→ SUPPLIED DATA:
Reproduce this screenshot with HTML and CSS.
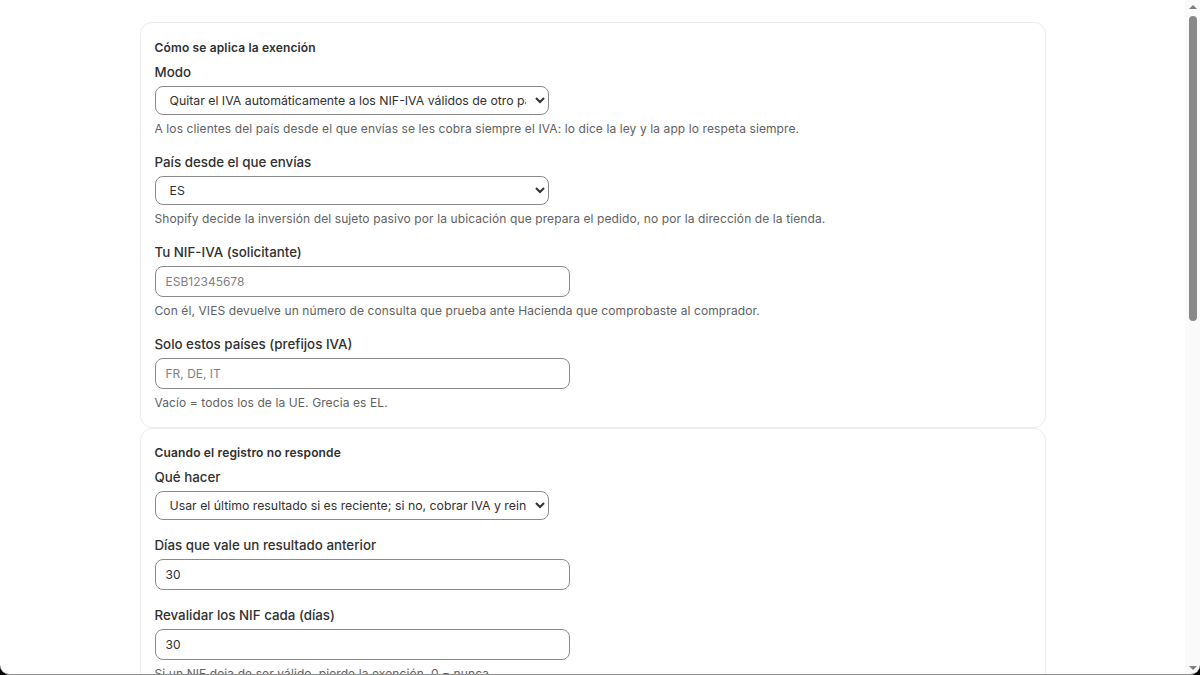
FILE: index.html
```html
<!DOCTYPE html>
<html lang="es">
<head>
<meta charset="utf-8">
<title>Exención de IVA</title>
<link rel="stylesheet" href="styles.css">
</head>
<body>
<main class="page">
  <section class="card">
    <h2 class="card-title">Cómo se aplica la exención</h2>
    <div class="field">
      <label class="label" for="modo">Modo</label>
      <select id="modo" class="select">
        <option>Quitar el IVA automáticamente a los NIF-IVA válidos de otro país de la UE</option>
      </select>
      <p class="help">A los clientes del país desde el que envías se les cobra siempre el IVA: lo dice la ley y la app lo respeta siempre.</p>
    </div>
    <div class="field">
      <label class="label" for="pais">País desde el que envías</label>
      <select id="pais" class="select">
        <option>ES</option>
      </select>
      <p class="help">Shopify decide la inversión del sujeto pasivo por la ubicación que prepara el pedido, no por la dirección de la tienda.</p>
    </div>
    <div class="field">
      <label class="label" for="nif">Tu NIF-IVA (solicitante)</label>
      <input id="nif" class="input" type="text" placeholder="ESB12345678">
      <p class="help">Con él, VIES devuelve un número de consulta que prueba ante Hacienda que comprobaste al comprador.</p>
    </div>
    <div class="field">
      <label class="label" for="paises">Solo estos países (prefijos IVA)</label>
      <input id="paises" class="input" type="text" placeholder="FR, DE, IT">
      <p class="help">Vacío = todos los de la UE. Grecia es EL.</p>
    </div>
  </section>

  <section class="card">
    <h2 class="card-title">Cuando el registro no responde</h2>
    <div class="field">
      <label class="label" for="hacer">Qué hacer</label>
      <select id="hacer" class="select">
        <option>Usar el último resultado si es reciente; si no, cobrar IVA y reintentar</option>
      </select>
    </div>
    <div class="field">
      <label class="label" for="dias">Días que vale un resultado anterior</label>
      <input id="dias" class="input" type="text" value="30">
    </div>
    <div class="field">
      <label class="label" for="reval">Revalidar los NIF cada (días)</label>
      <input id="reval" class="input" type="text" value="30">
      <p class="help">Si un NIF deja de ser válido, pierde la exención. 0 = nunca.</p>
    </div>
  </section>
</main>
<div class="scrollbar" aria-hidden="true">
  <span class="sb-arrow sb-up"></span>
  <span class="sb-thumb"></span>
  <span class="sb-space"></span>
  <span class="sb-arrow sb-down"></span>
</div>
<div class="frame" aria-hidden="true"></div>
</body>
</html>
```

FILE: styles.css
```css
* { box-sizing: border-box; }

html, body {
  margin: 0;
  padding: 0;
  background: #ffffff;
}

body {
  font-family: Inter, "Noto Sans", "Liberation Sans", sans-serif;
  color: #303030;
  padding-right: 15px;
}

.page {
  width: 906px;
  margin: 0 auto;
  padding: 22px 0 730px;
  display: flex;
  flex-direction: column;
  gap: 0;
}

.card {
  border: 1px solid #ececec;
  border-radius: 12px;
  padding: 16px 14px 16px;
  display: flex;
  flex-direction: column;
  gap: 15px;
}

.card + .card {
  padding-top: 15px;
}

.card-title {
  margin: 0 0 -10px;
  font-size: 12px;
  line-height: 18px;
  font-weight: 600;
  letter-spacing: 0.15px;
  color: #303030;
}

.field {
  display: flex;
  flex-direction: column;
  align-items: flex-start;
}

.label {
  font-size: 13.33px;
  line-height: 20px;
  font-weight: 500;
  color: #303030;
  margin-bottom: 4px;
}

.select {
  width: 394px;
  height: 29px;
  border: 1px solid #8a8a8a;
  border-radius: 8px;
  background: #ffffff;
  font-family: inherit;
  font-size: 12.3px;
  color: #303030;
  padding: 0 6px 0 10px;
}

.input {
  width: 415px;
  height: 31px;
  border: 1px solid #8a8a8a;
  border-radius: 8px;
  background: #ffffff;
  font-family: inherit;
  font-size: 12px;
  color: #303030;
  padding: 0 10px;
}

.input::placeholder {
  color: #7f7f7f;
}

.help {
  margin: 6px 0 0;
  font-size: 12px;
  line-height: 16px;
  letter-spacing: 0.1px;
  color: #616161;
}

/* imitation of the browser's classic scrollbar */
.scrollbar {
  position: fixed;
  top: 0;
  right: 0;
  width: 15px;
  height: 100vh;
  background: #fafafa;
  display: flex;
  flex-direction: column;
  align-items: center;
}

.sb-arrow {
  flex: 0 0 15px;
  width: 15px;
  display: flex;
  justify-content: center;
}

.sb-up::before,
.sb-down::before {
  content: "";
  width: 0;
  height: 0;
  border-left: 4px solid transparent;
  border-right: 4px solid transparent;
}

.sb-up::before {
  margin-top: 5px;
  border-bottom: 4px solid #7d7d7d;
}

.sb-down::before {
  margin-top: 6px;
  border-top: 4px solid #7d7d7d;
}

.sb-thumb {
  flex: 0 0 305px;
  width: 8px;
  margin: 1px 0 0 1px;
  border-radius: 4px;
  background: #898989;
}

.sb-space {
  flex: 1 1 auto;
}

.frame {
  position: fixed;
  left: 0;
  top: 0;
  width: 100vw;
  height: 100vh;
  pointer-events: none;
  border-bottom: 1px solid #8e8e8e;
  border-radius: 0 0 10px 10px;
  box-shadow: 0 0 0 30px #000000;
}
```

→ DO THIS: Output a faithful copy of the data, with each picture left out.

→ SOLUTION FOR THIS EXERCISE:
Reproduce this screenshot with HTML and CSS.
FILE: index.html
```html
<!DOCTYPE html>
<html lang="es">
<head>
<meta charset="utf-8">
<title>Exención de IVA</title>
<link rel="stylesheet" href="styles.css">
</head>
<body>
<main class="page">
  <section class="card">
    <h2 class="card-title">Cómo se aplica la exención</h2>
    <div class="field">
      <label class="label" for="modo">Modo</label>
      <select id="modo" class="select">
        <option>Quitar el IVA automáticamente a los NIF-IVA válidos de otro país de la UE</option>
      </select>
      <p class="help">A los clientes del país desde el que envías se les cobra siempre el IVA: lo dice la ley y la app lo respeta siempre.</p>
    </div>
    <div class="field">
      <label class="label" for="pais">País desde el que envías</label>
      <select id="pais" class="select">
        <option>ES</option>
      </select>
      <p class="help">Shopify decide la inversión del sujeto pasivo por la ubicación que prepara el pedido, no por la dirección de la tienda.</p>
    </div>
    <div class="field">
      <label class="label" for="nif">Tu NIF-IVA (solicitante)</label>
      <input id="nif" class="input" type="text" placeholder="ESB12345678">
      <p class="help">Con él, VIES devuelve un número de consulta que prueba ante Hacienda que comprobaste al comprador.</p>
    </div>
    <div class="field">
      <label class="label" for="paises">Solo estos países (prefijos IVA)</label>
      <input id="paises" class="input" type="text" placeholder="FR, DE, IT">
      <p class="help">Vacío = todos los de la UE. Grecia es EL.</p>
    </div>
  </section>

  <section class="card">
    <h2 class="card-title">Cuando el registro no responde</h2>
    <div class="field">
      <label class="label" for="hacer">Qué hacer</label>
      <select id="hacer" class="select">
        <option>Usar el último resultado si es reciente; si no, cobrar IVA y reintentar</option>
      </select>
    </div>
    <div class="field">
      <label class="label" for="dias">Días que vale un resultado anterior</label>
      <input id="dias" class="input" type="text" value="30">
    </div>
    <div class="field">
      <label class="label" for="reval">Revalidar los NIF cada (días)</label>
      <input id="reval" class="input" type="text" value="30">
      <p class="help">Si un NIF deja de ser válido, pierde la exención. 0 = nunca.</p>
    </div>
  </section>
</main>
<div class="scrollbar" aria-hidden="true">
  <span class="sb-arrow sb-up"></span>
  <span class="sb-thumb"></span>
  <span class="sb-space"></span>
  <span class="sb-arrow sb-down"></span>
</div>
<div class="frame" aria-hidden="true"></div>
</body>
</html>
```

FILE: styles.css
```css
* { box-sizing: border-box; }

html, body {
  margin: 0;
  padding: 0;
  background: #ffffff;
}

body {
  font-family: Inter, "Noto Sans", "Liberation Sans", sans-serif;
  color: #303030;
  padding-right: 15px;
}

.page {
  width: 906px;
  margin: 0 auto;
  padding: 22px 0 730px;
  display: flex;
  flex-direction: column;
  gap: 0;
}

.card {
  border: 1px solid #ececec;
  border-radius: 12px;
  padding: 16px 14px 16px;
  display: flex;
  flex-direction: column;
  gap: 15px;
}

.card + .card {
  padding-top: 15px;
}

.card-title {
  margin: 0 0 -10px;
  font-size: 12px;
  line-height: 18px;
  font-weight: 600;
  letter-spacing: 0.15px;
  color: #303030;
}

.field {
  display: flex;
  flex-direction: column;
  align-items: flex-start;
}

.label {
  font-size: 13.33px;
  line-height: 20px;
  font-weight: 500;
  color: #303030;
  margin-bottom: 4px;
}

.select {
  width: 394px;
  height: 29px;
  border: 1px solid #8a8a8a;
  border-radius: 8px;
  background: #ffffff;
  font-family: inherit;
  font-size: 12.3px;
  color: #303030;
  padding: 0 6px 0 10px;
}

.input {
  width: 415px;
  height: 31px;
  border: 1px solid #8a8a8a;
  border-radius: 8px;
  background: #ffffff;
  font-family: inherit;
  font-size: 12px;
  color: #303030;
  padding: 0 10px;
}

.input::placeholder {
  color: #7f7f7f;
}

.help {
  margin: 6px 0 0;
  font-size: 12px;
  line-height: 16px;
  letter-spacing: 0.1px;
  color: #616161;
}

/* imitation of the browser's classic scrollbar */
.scrollbar {
  position: fixed;
  top: 0;
  right: 0;
  width: 15px;
  height: 100vh;
  background: #fafafa;
  display: flex;
  flex-direction: column;
  align-items: center;
}

.sb-arrow {
  flex: 0 0 15px;
  width: 15px;
  display: flex;
  justify-content: center;
}

.sb-up::before,
.sb-down::before {
  content: "";
  width: 0;
  height: 0;
  border-left: 4px solid transparent;
  border-right: 4px solid transparent;
}

.sb-up::before {
  margin-top: 5px;
  border-bottom: 4px solid #7d7d7d;
}

.sb-down::before {
  margin-top: 6px;
  border-top: 4px solid #7d7d7d;
}

.sb-thumb {
  flex: 0 0 305px;
  width: 8px;
  margin: 1px 0 0 1px;
  border-radius: 4px;
  background: #898989;
}

.sb-space {
  flex: 1 1 auto;
}

.frame {
  position: fixed;
  left: 0;
  top: 0;
  width: 100vw;
  height: 100vh;
  pointer-events: none;
  border-bottom: 1px solid #8e8e8e;
  border-radius: 0 0 10px 10px;
  box-shadow: 0 0 0 30px #000000;
}
```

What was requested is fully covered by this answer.